Este pintoresco personaje, a pesar de haber intentado, no aprendió a leer. Sólo alcanzo a garabatear una firma y fue suficiente. Por otros caminos supo ganarse afecto y confianza.

Tal como lo relataba Domínguez, Nene era muy apreciado por los vecinos, y se ganaba la vida realizando los más variados trabajos para todo aquel que se lo pidiera.

Trabajó en el cine local desde prácticamente los inicios del emprendimiento. Realizaba funciones de portero, mandadero, acomodador, y cualquier otra tarea en las que pudiera colaborar. Los dueños iban cambiando con el avance de la década del sesenta –Mario Krindges, Jorge Francisco Machón y Juan Fontana–, pero Nene permanecía en su puesto, ejecutando todas esas tareas con su habitual diligencia.

Pero había una en la que ponía un énfasis particular. A veces excesivo.

Dentro del cine estaba prohibido fumar. Lo anunciaban grandes carteles colocados en diversos lugares del salón. Sin embargo, cada tanto aparecía algún desubicado que ignoraba las indicaciones y prendía su cigarrillo en medio de la función.

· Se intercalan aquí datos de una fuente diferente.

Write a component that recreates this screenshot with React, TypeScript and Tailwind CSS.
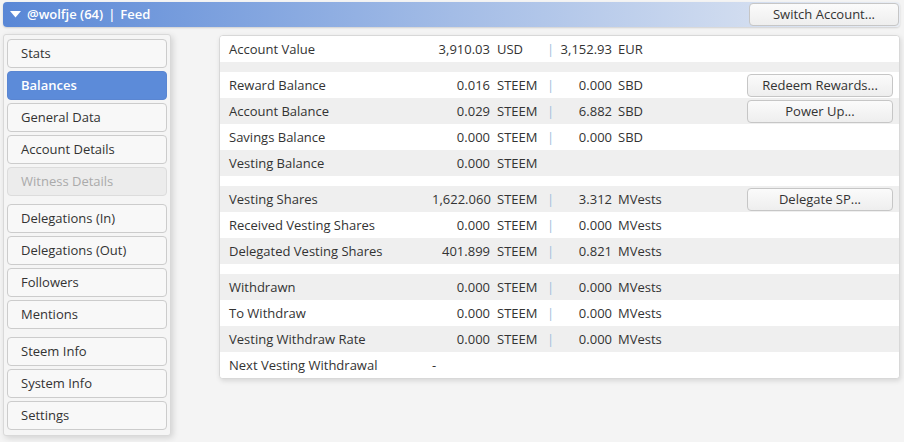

Estado en los últimos años del edificio del cine -hoy ya derrumbado- en el que Nene hacía cumplir la prohibición de fumar

En el ambiente cerrado enseguida el característico olor del cigarrillo se hacía notar, y entonces Nene montaba en cólera al darse cuenta que había alguien fumando en la sala. En la oscuridad buscaba al atrevido mediante la lumbre del cigarrillo que aumentaba de intensidad cada vez que aquél daba una pitada.

Cuando identificaba la ubicación del maleducado, iba furioso hacia el lugar. Y aunque el dueño del cine le había dicho en repetidas ocasiones que solo pidiera al fumador que apagara el cigarrillo, muchas veces los nervios de Nene le hacían perder el control y extralimitarse en sus funciones.

En medio de la oscuridad sorprendía de un sopapo al fumador, haciendo que el cigarrillo volara por los aires. Agregaba en su lengua difícil de entender algunos insultos y retos, y para cuando el asombrado espectador terminaba de comprender lo que había pasado, Nene ya estaba de vuelta en su habitual ubicación cerca de la entrada del salón.

El espectador no volvía a encender el pucho, y Nene quedaba satisfecho por haber indicado con su particular manera que allí, no se podía fumar.